Growth is one of the biggest drivers for people wanting to move. If people realize their careers are stagnating, they’ll start to look. Once again, the trends are clearest among those lower on the corporate ladder. A higher proportion of people in junior and intermediate positions – even if they are currently happy in their jobs – feel the need to look outside their company for career progression and to make more money.
Gracious exits
Companies should have regular, fulsome discussions about career progression and performance management more often – with every employee, regardless of title, pay, role or tenure – and be transparent about their prospects. As leaders, we should be addressing opportunity all the time, whether that opportunity is in development and succession, or it’s recasting or exiting. Those discussions, when held the right way, will actually drive better experiences for our people, and show the commitment that we have as an organization. However, this study reveals only 54% of respondents have discussed career progression in the last six months.
Key takeaways
Personalization: HR organizations should create flexible retention strategies to accommodate the unique circumstances of employees’ career and life stages.

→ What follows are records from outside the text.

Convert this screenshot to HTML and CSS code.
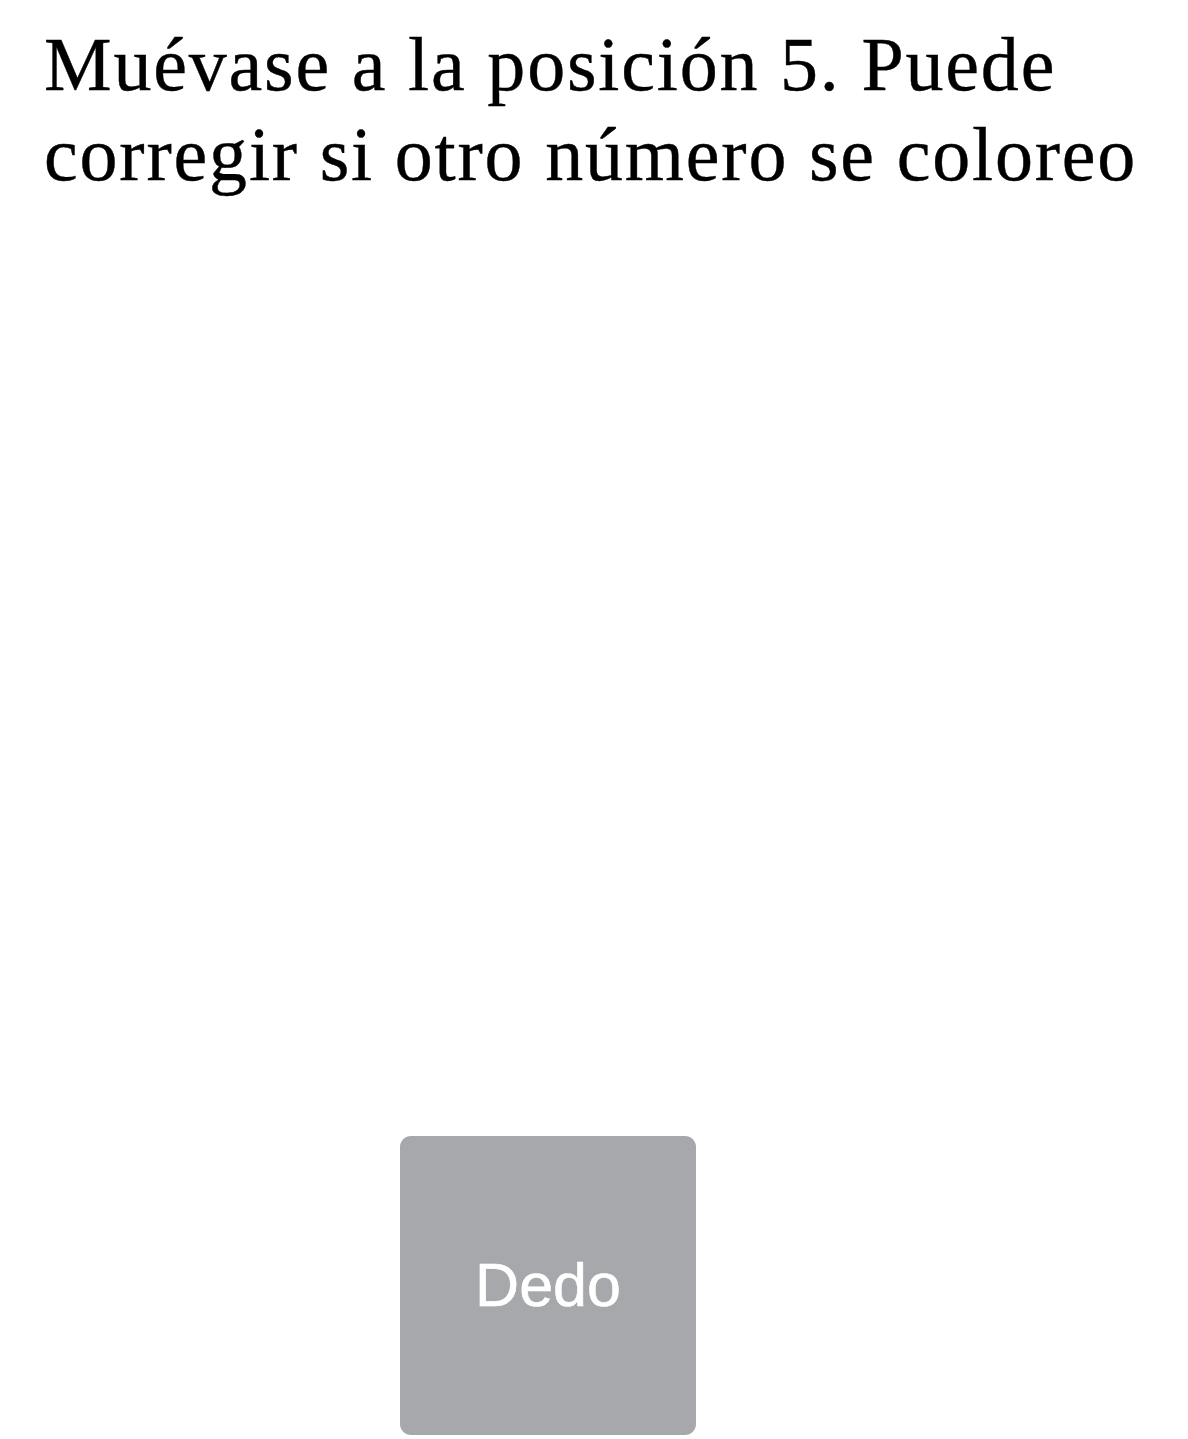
FILE: index.html
```html
<!DOCTYPE html>
<html lang="es">
<head>
<meta charset="utf-8">
<link rel="stylesheet" href="styles.css">
<title>Dedo</title>
</head>
<body>
<main class="page">
  <h1 class="prompt">Muévase a la posición 5. Puede corregir si otro número se coloreo</h1>
  <div class="actions">
    <button class="finger-btn" type="button">Dedo</button>
  </div>
</main>
</body>
</html>
```

FILE: styles.css
```css
html, body {
  margin: 0;
  padding: 0;
  background: #ffffff;
}

.page {
  width: 1188px;
  height: 1439px;
  display: flex;
  flex-direction: column;
  box-sizing: border-box;
}

.prompt {
  margin: 19px 10px 0 44px;
  font-family: "Liberation Serif", "Times New Roman", serif;
  font-weight: normal;
  font-size: 76px;
  line-height: 90px;
  letter-spacing: 1.8px;
  color: #000000;
  -webkit-text-stroke: 0.4px #000000;
}

.actions {
  margin-top: auto;
  padding: 0 0 4px 400px;
  display: flex;
}

.finger-btn {
  width: 296px;
  height: 299px;
  border: none;
  border-radius: 11px;
  background: #a7a8ac;
  color: #ffffff;
  font-family: "Liberation Sans", Arial, sans-serif;
  font-size: 61px;
  padding: 0 0 2px 0;
  display: flex;
  align-items: center;
  justify-content: center;
  -webkit-text-stroke: 0.6px #ffffff;
}
```
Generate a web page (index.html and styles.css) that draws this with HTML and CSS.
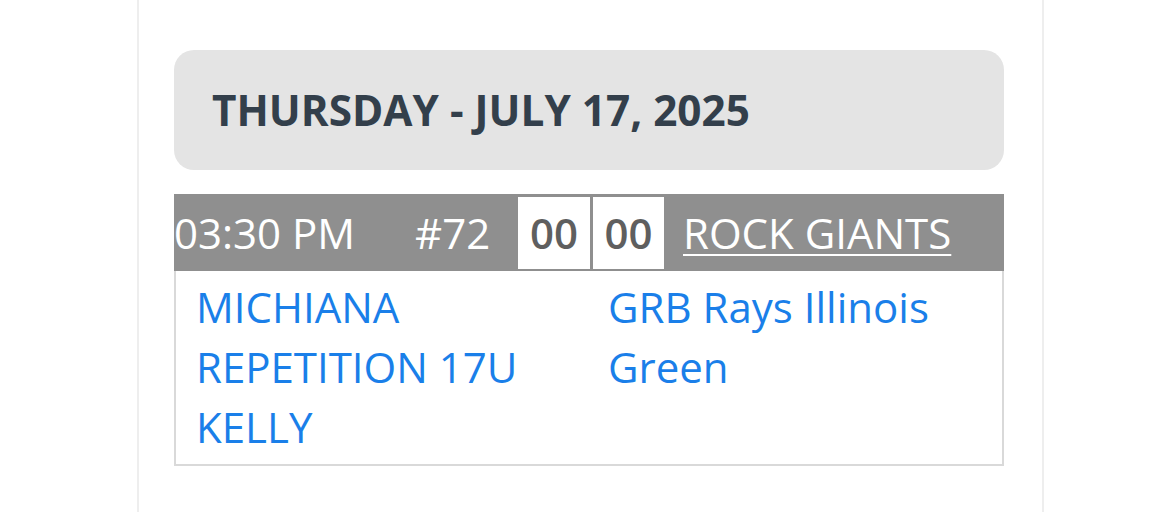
FILE: index.html
```html
<!DOCTYPE html>
<html lang="en">
<head>
<meta charset="utf-8">
<title>Schedule</title>
<link rel="stylesheet" href="styles.css">
</head>
<body>
<div class="page">
  <div class="day-header">THURSDAY - JULY 17, 2025</div>
  <div class="game">
    <div class="game-head">
      <div class="g-time">03:30 PM</div>
      <div class="g-num">#72</div>
      <div class="g-scores">
        <div class="score">00</div>
        <div class="score">00</div>
      </div>
      <a class="g-field" href="#">ROCK GIANTS</a>
    </div>
    <div class="game-body">
      <a class="team" href="#">MICHIANA REPETITION 17U KELLY</a>
      <a class="team" href="#">GRB Rays Illinois Green</a>
    </div>
  </div>
</div>
</body>
</html>
```
FILE: styles.css
```css
html, body {
  margin: 0;
  padding: 0;
  background: #ffffff;
}
body {
  font-family: "Open Sans", "Noto Sans", sans-serif;
  font-size: 42px;
  line-height: 60px;
  color: #333333;
  overflow: hidden;
}
.page {
  margin-left: 137px;
  width: 830px;
  height: 462px;
  box-sizing: content-box;
  border-left: 2px solid #eeeeee;
  border-right: 2px solid #eeeeee;
  padding: 50px 38px 0 35px;
}
.day-header {
  height: 120px;
  box-sizing: border-box;
  background: #e4e4e4;
  border-radius: 20px;
  padding: 0 38px;
  display: flex;
  align-items: center;
  font-weight: 700;
  font-size: 42.3px;
  color: #333f4b;
}
.game {
  margin-top: 24px;
}
.game-head {
  height: 77px;
  background: #8f8f8f;
  display: flex;
  align-items: center;
  color: #ffffff;
}
.g-time {
  width: 241px;
}
.g-num {
  width: 103px;
}
.g-scores {
  display: flex;
  gap: 3px;
  height: 72px;
}
.score {
  width: 72px;
  height: 72px;
  background: #ffffff;
  color: #5f5f5f;
  font-weight: 600;
  display: flex;
  align-items: center;
  justify-content: center;
}
.score + .score {
  width: 71px;
}
.g-field {
  margin-left: 19px;
  color: #ffffff;
  text-decoration: underline;
  text-underline-offset: 5px;
  text-decoration-thickness: 2px;
}
.game-body {
  border: 2px solid #d9d9d9;
  border-top: none;
  display: grid;
  grid-template-columns: 1fr 1fr;
  padding: 6px 0 7px;
}
.team {
  color: #1a7fe9;
  text-decoration: none;
  padding: 0 20px 0 20px;
}
.team + .team {
  padding-left: 19px;
}
```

Transparency: Employees need clarity on what to expect about compensation, promotions and their career trajectories at the organization. Regular check-ins keep everyone on the same page.

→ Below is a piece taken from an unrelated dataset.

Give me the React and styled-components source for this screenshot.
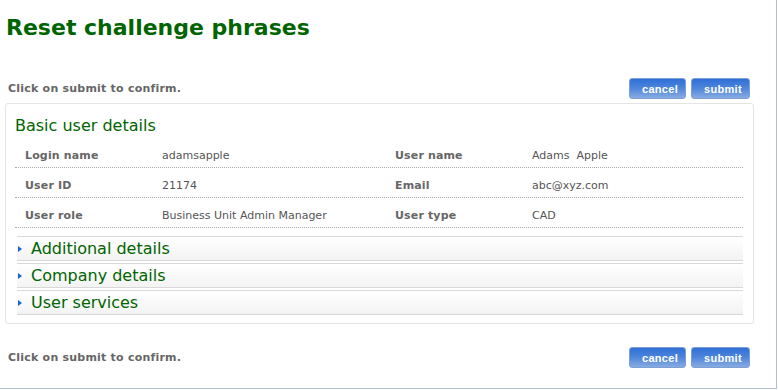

Total Wellness: Shift from a transactional relationship with employees to one of mutual support. Organizations that support the complete financial, physical, social and emotional well-being of employees, at any stage of life, inspire dedication and loyalty.
Career growth: Employees want new challenges, even those who aren’t in line for a promotion. Find ways to offer new opportunities to the right people at all levels.
Provide purpose: Ensure every employee knows the impact they make on company goals and empower them to drive results.
Spend time building your retention strategies around those employees who are the future of your business. No matter the age, role or tenure, you can keep a diverse talent pool engaged and performing their best throughout their career.